- [TASK DIRECTIONS]
The material below should be written out in full and exactly; pictures stay out of the copy.

- [SUPPLIED INFORMATION]
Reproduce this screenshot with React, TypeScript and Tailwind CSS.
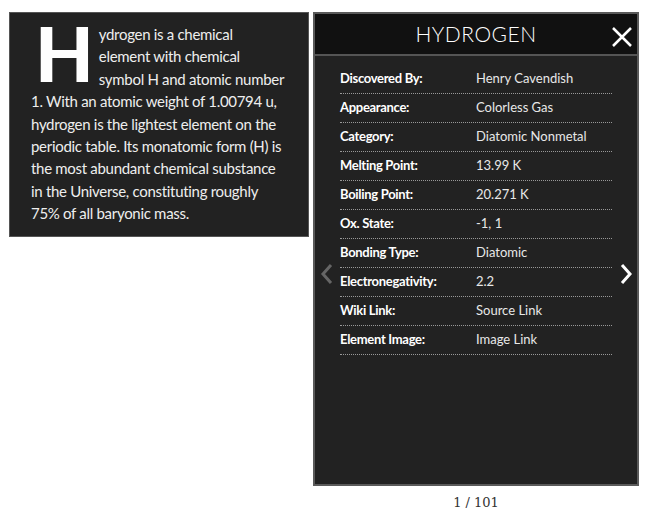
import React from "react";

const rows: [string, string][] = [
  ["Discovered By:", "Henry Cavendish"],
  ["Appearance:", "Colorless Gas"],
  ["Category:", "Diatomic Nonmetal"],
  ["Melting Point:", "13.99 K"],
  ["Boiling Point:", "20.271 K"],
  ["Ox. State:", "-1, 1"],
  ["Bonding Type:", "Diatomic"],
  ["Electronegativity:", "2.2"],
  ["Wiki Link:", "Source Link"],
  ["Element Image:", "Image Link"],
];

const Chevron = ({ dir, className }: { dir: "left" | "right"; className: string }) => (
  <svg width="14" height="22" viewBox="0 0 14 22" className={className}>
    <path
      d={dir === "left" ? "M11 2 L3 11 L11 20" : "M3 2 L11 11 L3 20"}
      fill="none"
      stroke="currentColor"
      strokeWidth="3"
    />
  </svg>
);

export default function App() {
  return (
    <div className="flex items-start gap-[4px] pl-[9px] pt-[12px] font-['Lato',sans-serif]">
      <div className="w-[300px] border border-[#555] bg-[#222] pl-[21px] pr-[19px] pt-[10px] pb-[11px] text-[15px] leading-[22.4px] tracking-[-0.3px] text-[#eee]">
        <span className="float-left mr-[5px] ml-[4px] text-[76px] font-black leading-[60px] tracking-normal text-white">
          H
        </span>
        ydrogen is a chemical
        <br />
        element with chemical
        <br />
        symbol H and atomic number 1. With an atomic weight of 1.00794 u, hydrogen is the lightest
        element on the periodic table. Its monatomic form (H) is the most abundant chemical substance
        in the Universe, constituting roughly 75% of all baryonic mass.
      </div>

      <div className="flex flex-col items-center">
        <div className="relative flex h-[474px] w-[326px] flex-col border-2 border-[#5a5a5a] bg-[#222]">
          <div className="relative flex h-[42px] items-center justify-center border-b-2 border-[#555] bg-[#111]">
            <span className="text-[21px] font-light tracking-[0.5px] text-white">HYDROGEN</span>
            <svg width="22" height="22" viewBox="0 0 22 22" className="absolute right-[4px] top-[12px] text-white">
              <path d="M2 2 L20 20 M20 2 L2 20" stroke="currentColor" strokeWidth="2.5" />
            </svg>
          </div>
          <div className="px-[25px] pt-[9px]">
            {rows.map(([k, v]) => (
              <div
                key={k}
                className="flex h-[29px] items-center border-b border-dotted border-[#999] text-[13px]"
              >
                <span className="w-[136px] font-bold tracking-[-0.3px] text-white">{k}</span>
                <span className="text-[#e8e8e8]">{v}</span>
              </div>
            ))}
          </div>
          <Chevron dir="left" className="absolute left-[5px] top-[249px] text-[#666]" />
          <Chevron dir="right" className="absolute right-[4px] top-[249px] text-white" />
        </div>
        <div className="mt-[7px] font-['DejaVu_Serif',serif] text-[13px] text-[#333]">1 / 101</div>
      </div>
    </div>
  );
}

- [COMPLETED TASK]
Reproduce this screenshot with React, TypeScript and Tailwind CSS.
import React from "react";

const rows: [string, string][] = [
  ["Discovered By:", "Henry Cavendish"],
  ["Appearance:", "Colorless Gas"],
  ["Category:", "Diatomic Nonmetal"],
  ["Melting Point:", "13.99 K"],
  ["Boiling Point:", "20.271 K"],
  ["Ox. State:", "-1, 1"],
  ["Bonding Type:", "Diatomic"],
  ["Electronegativity:", "2.2"],
  ["Wiki Link:", "Source Link"],
  ["Element Image:", "Image Link"],
];

const Chevron = ({ dir, className }: { dir: "left" | "right"; className: string }) => (
  <svg width="14" height="22" viewBox="0 0 14 22" className={className}>
    <path
      d={dir === "left" ? "M11 2 L3 11 L11 20" : "M3 2 L11 11 L3 20"}
      fill="none"
      stroke="currentColor"
      strokeWidth="3"
    />
  </svg>
);

export default function App() {
  return (
    <div className="flex items-start gap-[4px] pl-[9px] pt-[12px] font-['Lato',sans-serif]">
      <div className="w-[300px] border border-[#555] bg-[#222] pl-[21px] pr-[19px] pt-[10px] pb-[11px] text-[15px] leading-[22.4px] tracking-[-0.3px] text-[#eee]">
        <span className="float-left mr-[5px] ml-[4px] text-[76px] font-black leading-[60px] tracking-normal text-white">
          H
        </span>
        ydrogen is a chemical
        <br />
        element with chemical
        <br />
        symbol H and atomic number 1. With an atomic weight of 1.00794 u, hydrogen is the lightest
        element on the periodic table. Its monatomic form (H) is the most abundant chemical substance
        in the Universe, constituting roughly 75% of all baryonic mass.
      </div>

      <div className="flex flex-col items-center">
        <div className="relative flex h-[474px] w-[326px] flex-col border-2 border-[#5a5a5a] bg-[#222]">
          <div className="relative flex h-[42px] items-center justify-center border-b-2 border-[#555] bg-[#111]">
            <span className="text-[21px] font-light tracking-[0.5px] text-white">HYDROGEN</span>
            <svg width="22" height="22" viewBox="0 0 22 22" className="absolute right-[4px] top-[12px] text-white">
              <path d="M2 2 L20 20 M20 2 L2 20" stroke="currentColor" strokeWidth="2.5" />
            </svg>
          </div>
          <div className="px-[25px] pt-[9px]">
            {rows.map(([k, v]) => (
              <div
                key={k}
                className="flex h-[29px] items-center border-b border-dotted border-[#999] text-[13px]"
              >
                <span className="w-[136px] font-bold tracking-[-0.3px] text-white">{k}</span>
                <span className="text-[#e8e8e8]">{v}</span>
              </div>
            ))}
          </div>
          <Chevron dir="left" className="absolute left-[5px] top-[249px] text-[#666]" />
          <Chevron dir="right" className="absolute right-[4px] top-[249px] text-white" />
        </div>
        <div className="mt-[7px] font-['DejaVu_Serif',serif] text-[13px] text-[#333]">1 / 101</div>
      </div>
    </div>
  );
}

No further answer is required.